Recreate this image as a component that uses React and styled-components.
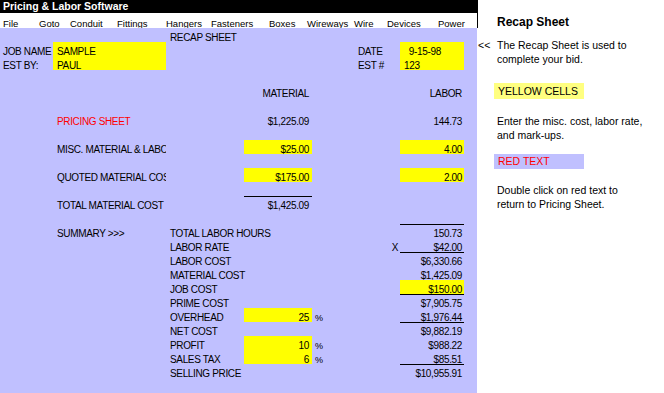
import React from 'react';
import styled, { createGlobalStyle } from 'styled-components';

const GlobalStyle = createGlobalStyle`
  html, body {
    margin: 0;
    padding: 0;
    background: #fff;
  }
  body {
    width: 664px;
    height: 393px;
    overflow: hidden;
  }
`;

const COLS = '53px 113px 78px 68px 42px 46px 64px 13px';

const Screen = styled.div`
  display: flex;
  width: 664px;
  height: 393px;
`;

const Workbook = styled.div`
  width: 478px;
  flex: none;
  display: flex;
  flex-direction: column;
`;

const TitleBar = styled.div`
  height: 13px;
  box-sizing: border-box;
  padding: 0 3px;
  background: #000;
  color: #fff;
  font: bold 10.5px/13px "Liberation Sans", Arial, sans-serif;
  white-space: nowrap;
`;

const MenuBar = styled.div`
  display: flex;
  height: 15px;
  box-sizing: border-box;
  padding: 6px 0 0 3px;
  background: #fff;
  border-right: 1px solid #000;
  font: 9.5px/10px "Liberation Sans", Arial, sans-serif;
  color: #000;
`;

const MenuItem = styled.span`
  flex: none;
  width: ${p => p.$w}px;
  white-space: nowrap;
`;

const Sheet = styled.div`
  flex: 1;
  width: 477px;
  background: #c0c0ff;
  font-family: "Liberation Sans", Arial, sans-serif;
  font-size: 10px;
  letter-spacing: -0.35px;
  color: #000;
`;

const Row = styled.div`
  display: grid;
  grid-template-columns: ${COLS};
  height: 14px;
`;

const Cell = styled.div`
  grid-column: ${p => p.$col};
  grid-row: 1;
  box-sizing: border-box;
  height: 14px;
  padding: 3px ${p => p.$pr ?? 3}px 0 ${p => p.$pl ?? 4}px;
  line-height: 14px;
  white-space: pre;
  text-align: ${p => p.$align || 'left'};
  background: ${p => (p.$fill ? '#ffff00' : 'transparent')};
  box-shadow: ${p => (p.$rule ? 'inset 0 1px 0 #000' : 'none')};
  color: ${p => (p.$red ? '#ff0000' : '#000')};
  font-size: ${p => (p.$small ? '9px' : 'inherit')};
  overflow-x: ${p => (p.$clip ? 'clip' : 'visible')};
`;

const Notes = styled.div`
  flex: 1;
  padding: 15px 0 0 19px;
  font: 10.5px/14px "Liberation Sans", Arial, sans-serif;
  color: #000;
  white-space: nowrap;
`;

const NotesTitle = styled.div`
  font-weight: bold;
  font-size: 12px;
`;

const Para = styled.div`
  margin-top: ${p => p.$mt}px;
`;

const PointerPara = styled(Para)`
  display: flex;
  margin-left: -19px;
`;

const Marker = styled.span`
  width: 19px;
  flex: none;
`;

const Swatch = styled.div`
  width: 90px;
  height: ${p => p.$h}px;
  line-height: ${p => p.$h}px;
  margin: ${p => p.$mt}px 0 0 -3px;
  padding-left: 4px;
  box-sizing: border-box;
  background: ${p => p.$bg};
  color: ${p => p.$color};
`;

const menu = [
  ['File', 36], ['Goto', 31], ['Conduit', 47], ['Fittings', 49], ['Hangers', 45],
  ['Fasteners', 58], ['Boxes', 38], ['Wireways', 47], ['Wire', 33], ['Devices', 51], ['Power', 40],
];

// columns: 1 A, 2 B, 3 C, 4 D, 5 E1, 6 E2, 7 F, 8 G
const num = (col, text, extra = {}) => ({ col, text, align: 'right', pr: col === 4 ? 3 : 2, ...extra });

const rows = [
  [{ col: 3, text: 'RECAP SHEET' }],
  [{ col: 1, text: 'JOB NAME', pl: 3 }, { col: 2, text: 'SAMPLE', fill: true }, { col: 6, text: 'DATE' }, { col: 7, text: '  9-15-98', fill: true }],
  [{ col: 1, text: 'EST BY:', pl: 3 }, { col: 2, text: 'PAUL', fill: true }, { col: 6, text: 'EST #' }, { col: 7, text: '123', fill: true }],
  [],
  [num(4, 'MATERIAL'), num(7, 'LABOR')],
  [],
  [{ col: 2, text: 'PRICING SHEET', red: true }, num(4, '$1,225.09'), num(7, '144.73')],
  [],
  [{ col: 2, text: 'MISC. MATERIAL & LABOR', clip: true }, num(4, '$25.00', { fill: true }), num(7, '4.00', { fill: true })],
  [],
  [{ col: 2, text: 'QUOTED MATERIAL COST', clip: true }, num(4, '$175.00', { fill: true }), num(7, '2.00', { fill: true })],
  [],
  [{ col: 2, text: 'TOTAL MATERIAL COST' }, num(4, '$1,425.09', { rule: true })],
  [],
  [{ col: 2, text: 'SUMMARY >>>' }, { col: 3, text: 'TOTAL LABOR HOURS' }, num(7, '150.73', { rule: true })],
  [{ col: 3, text: 'LABOR RATE' }, num(6, 'X'), num(7, '$42.00')],
  [{ col: 3, text: 'LABOR COST' }, num(7, '$6,330.66', { rule: true })],
  [{ col: 3, text: 'MATERIAL COST' }, num(7, '$1,425.09')],
  [{ col: 3, text: 'JOB COST' }, num(7, '$150.00', { fill: true })],
  [{ col: 3, text: 'PRIME COST' }, num(7, '$7,905.75', { rule: true })],
  [{ col: 3, text: 'OVERHEAD' }, num(4, '25', { fill: true }), { col: 5, text: '%', pl: 3, small: true }, num(7, '$1,976.44')],
  [{ col: 3, text: 'NET COST' }, num(7, '$9,882.19', { rule: true })],
  [{ col: 3, text: 'PROFIT' }, num(4, '10', { fill: true }), { col: 5, text: '%', pl: 3, small: true }, num(7, '$988.22')],
  [{ col: 3, text: 'SALES TAX' }, num(4, '6', { fill: true }), { col: 5, text: '%', pl: 3, small: true }, num(7, '$85.51')],
  [{ col: 3, text: 'SELLING PRICE' }, num(7, '$10,955.91', { rule: true })],
  [],
];

export default function App() {
  return (
    <Screen>
      <GlobalStyle />
      <Workbook>
        <TitleBar>Pricing &amp; Labor Software</TitleBar>
        <MenuBar>
          {menu.map(([label, w]) => (
            <MenuItem key={label} $w={w}>{label}</MenuItem>
          ))}
        </MenuBar>
        <Sheet>
          {rows.map((cells, i) => (
            <Row key={i}>
              {cells.map(c => (
                <Cell
                  key={c.col}
                  $col={c.col}
                  $align={c.align}
                  $pl={c.pl}
                  $pr={c.pr}
                  $fill={c.fill}
                  $rule={c.rule}
                  $red={c.red}
                  $clip={c.clip}
                  $small={c.small}
                >
                  {c.text}
                </Cell>
              ))}
            </Row>
          ))}
        </Sheet>
      </Workbook>
      <Notes>
        <NotesTitle>Recap Sheet</NotesTitle>
        <PointerPara $mt={9}>
          <Marker>&lt;&lt;</Marker>
          <span>The Recap Sheet is used to<br />complete your bid.</span>
        </PointerPara>
        <Swatch $mt={17} $h={16} $bg="#ffff80" $color="#000">YELLOW CELLS</Swatch>
        <Para $mt={15}>Enter the misc. cost, labor rate,<br />and mark-ups.</Para>
        <Swatch $mt={12} $h={15} $bg="#c0c0ff" $color="#ff0000">RED TEXT</Swatch>
        <Para $mt={14}>Double click on red text to<br />return to Pricing Sheet.</Para>
      </Notes>
    </Screen>
  );
}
□ □ □
WRITTEN INSTRUCTION >>
Reproduce the full material exactly, excluding the pictures.

RESULT OF THE TASK >>
Recreate this image as a component that uses React and styled-components.
import React from 'react';
import styled, { createGlobalStyle } from 'styled-components';

const GlobalStyle = createGlobalStyle`
  html, body {
    margin: 0;
    padding: 0;
    background: #fff;
  }
  body {
    width: 664px;
    height: 393px;
    overflow: hidden;
  }
`;

const COLS = '53px 113px 78px 68px 42px 46px 64px 13px';

const Screen = styled.div`
  display: flex;
  width: 664px;
  height: 393px;
`;

const Workbook = styled.div`
  width: 478px;
  flex: none;
  display: flex;
  flex-direction: column;
`;

const TitleBar = styled.div`
  height: 13px;
  box-sizing: border-box;
  padding: 0 3px;
  background: #000;
  color: #fff;
  font: bold 10.5px/13px "Liberation Sans", Arial, sans-serif;
  white-space: nowrap;
`;

const MenuBar = styled.div`
  display: flex;
  height: 15px;
  box-sizing: border-box;
  padding: 6px 0 0 3px;
  background: #fff;
  border-right: 1px solid #000;
  font: 9.5px/10px "Liberation Sans", Arial, sans-serif;
  color: #000;
`;

const MenuItem = styled.span`
  flex: none;
  width: ${p => p.$w}px;
  white-space: nowrap;
`;

const Sheet = styled.div`
  flex: 1;
  width: 477px;
  background: #c0c0ff;
  font-family: "Liberation Sans", Arial, sans-serif;
  font-size: 10px;
  letter-spacing: -0.35px;
  color: #000;
`;

const Row = styled.div`
  display: grid;
  grid-template-columns: ${COLS};
  height: 14px;
`;

const Cell = styled.div`
  grid-column: ${p => p.$col};
  grid-row: 1;
  box-sizing: border-box;
  height: 14px;
  padding: 3px ${p => p.$pr ?? 3}px 0 ${p => p.$pl ?? 4}px;
  line-height: 14px;
  white-space: pre;
  text-align: ${p => p.$align || 'left'};
  background: ${p => (p.$fill ? '#ffff00' : 'transparent')};
  box-shadow: ${p => (p.$rule ? 'inset 0 1px 0 #000' : 'none')};
  color: ${p => (p.$red ? '#ff0000' : '#000')};
  font-size: ${p => (p.$small ? '9px' : 'inherit')};
  overflow-x: ${p => (p.$clip ? 'clip' : 'visible')};
`;

const Notes = styled.div`
  flex: 1;
  padding: 15px 0 0 19px;
  font: 10.5px/14px "Liberation Sans", Arial, sans-serif;
  color: #000;
  white-space: nowrap;
`;

const NotesTitle = styled.div`
  font-weight: bold;
  font-size: 12px;
`;

const Para = styled.div`
  margin-top: ${p => p.$mt}px;
`;

const PointerPara = styled(Para)`
  display: flex;
  margin-left: -19px;
`;

const Marker = styled.span`
  width: 19px;
  flex: none;
`;

const Swatch = styled.div`
  width: 90px;
  height: ${p => p.$h}px;
  line-height: ${p => p.$h}px;
  margin: ${p => p.$mt}px 0 0 -3px;
  padding-left: 4px;
  box-sizing: border-box;
  background: ${p => p.$bg};
  color: ${p => p.$color};
`;

const menu = [
  ['File', 36], ['Goto', 31], ['Conduit', 47], ['Fittings', 49], ['Hangers', 45],
  ['Fasteners', 58], ['Boxes', 38], ['Wireways', 47], ['Wire', 33], ['Devices', 51], ['Power', 40],
];

// columns: 1 A, 2 B, 3 C, 4 D, 5 E1, 6 E2, 7 F, 8 G
const num = (col, text, extra = {}) => ({ col, text, align: 'right', pr: col === 4 ? 3 : 2, ...extra });

const rows = [
  [{ col: 3, text: 'RECAP SHEET' }],
  [{ col: 1, text: 'JOB NAME', pl: 3 }, { col: 2, text: 'SAMPLE', fill: true }, { col: 6, text: 'DATE' }, { col: 7, text: '  9-15-98', fill: true }],
  [{ col: 1, text: 'EST BY:', pl: 3 }, { col: 2, text: 'PAUL', fill: true }, { col: 6, text: 'EST #' }, { col: 7, text: '123', fill: true }],
  [],
  [num(4, 'MATERIAL'), num(7, 'LABOR')],
  [],
  [{ col: 2, text: 'PRICING SHEET', red: true }, num(4, '$1,225.09'), num(7, '144.73')],
  [],
  [{ col: 2, text: 'MISC. MATERIAL & LABOR', clip: true }, num(4, '$25.00', { fill: true }), num(7, '4.00', { fill: true })],
  [],
  [{ col: 2, text: 'QUOTED MATERIAL COST', clip: true }, num(4, '$175.00', { fill: true }), num(7, '2.00', { fill: true })],
  [],
  [{ col: 2, text: 'TOTAL MATERIAL COST' }, num(4, '$1,425.09', { rule: true })],
  [],
  [{ col: 2, text: 'SUMMARY >>>' }, { col: 3, text: 'TOTAL LABOR HOURS' }, num(7, '150.73', { rule: true })],
  [{ col: 3, text: 'LABOR RATE' }, num(6, 'X'), num(7, '$42.00')],
  [{ col: 3, text: 'LABOR COST' }, num(7, '$6,330.66', { rule: true })],
  [{ col: 3, text: 'MATERIAL COST' }, num(7, '$1,425.09')],
  [{ col: 3, text: 'JOB COST' }, num(7, '$150.00', { fill: true })],
  [{ col: 3, text: 'PRIME COST' }, num(7, '$7,905.75', { rule: true })],
  [{ col: 3, text: 'OVERHEAD' }, num(4, '25', { fill: true }), { col: 5, text: '%', pl: 3, small: true }, num(7, '$1,976.44')],
  [{ col: 3, text: 'NET COST' }, num(7, '$9,882.19', { rule: true })],
  [{ col: 3, text: 'PROFIT' }, num(4, '10', { fill: true }), { col: 5, text: '%', pl: 3, small: true }, num(7, '$988.22')],
  [{ col: 3, text: 'SALES TAX' }, num(4, '6', { fill: true }), { col: 5, text: '%', pl: 3, small: true }, num(7, '$85.51')],
  [{ col: 3, text: 'SELLING PRICE' }, num(7, '$10,955.91', { rule: true })],
  [],
];

export default function App() {
  return (
    <Screen>
      <GlobalStyle />
      <Workbook>
        <TitleBar>Pricing &amp; Labor Software</TitleBar>
        <MenuBar>
          {menu.map(([label, w]) => (
            <MenuItem key={label} $w={w}>{label}</MenuItem>
          ))}
        </MenuBar>
        <Sheet>
          {rows.map((cells, i) => (
            <Row key={i}>
              {cells.map(c => (
                <Cell
                  key={c.col}
                  $col={c.col}
                  $align={c.align}
                  $pl={c.pl}
                  $pr={c.pr}
                  $fill={c.fill}
                  $rule={c.rule}
                  $red={c.red}
                  $clip={c.clip}
                  $small={c.small}
                >
                  {c.text}
                </Cell>
              ))}
            </Row>
          ))}
        </Sheet>
      </Workbook>
      <Notes>
        <NotesTitle>Recap Sheet</NotesTitle>
        <PointerPara $mt={9}>
          <Marker>&lt;&lt;</Marker>
          <span>The Recap Sheet is used to<br />complete your bid.</span>
        </PointerPara>
        <Swatch $mt={17} $h={16} $bg="#ffff80" $color="#000">YELLOW CELLS</Swatch>
        <Para $mt={15}>Enter the misc. cost, labor rate,<br />and mark-ups.</Para>
        <Swatch $mt={12} $h={15} $bg="#c0c0ff" $color="#ff0000">RED TEXT</Swatch>
        <Para $mt={14}>Double click on red text to<br />return to Pricing Sheet.</Para>
      </Notes>
    </Screen>
  );
}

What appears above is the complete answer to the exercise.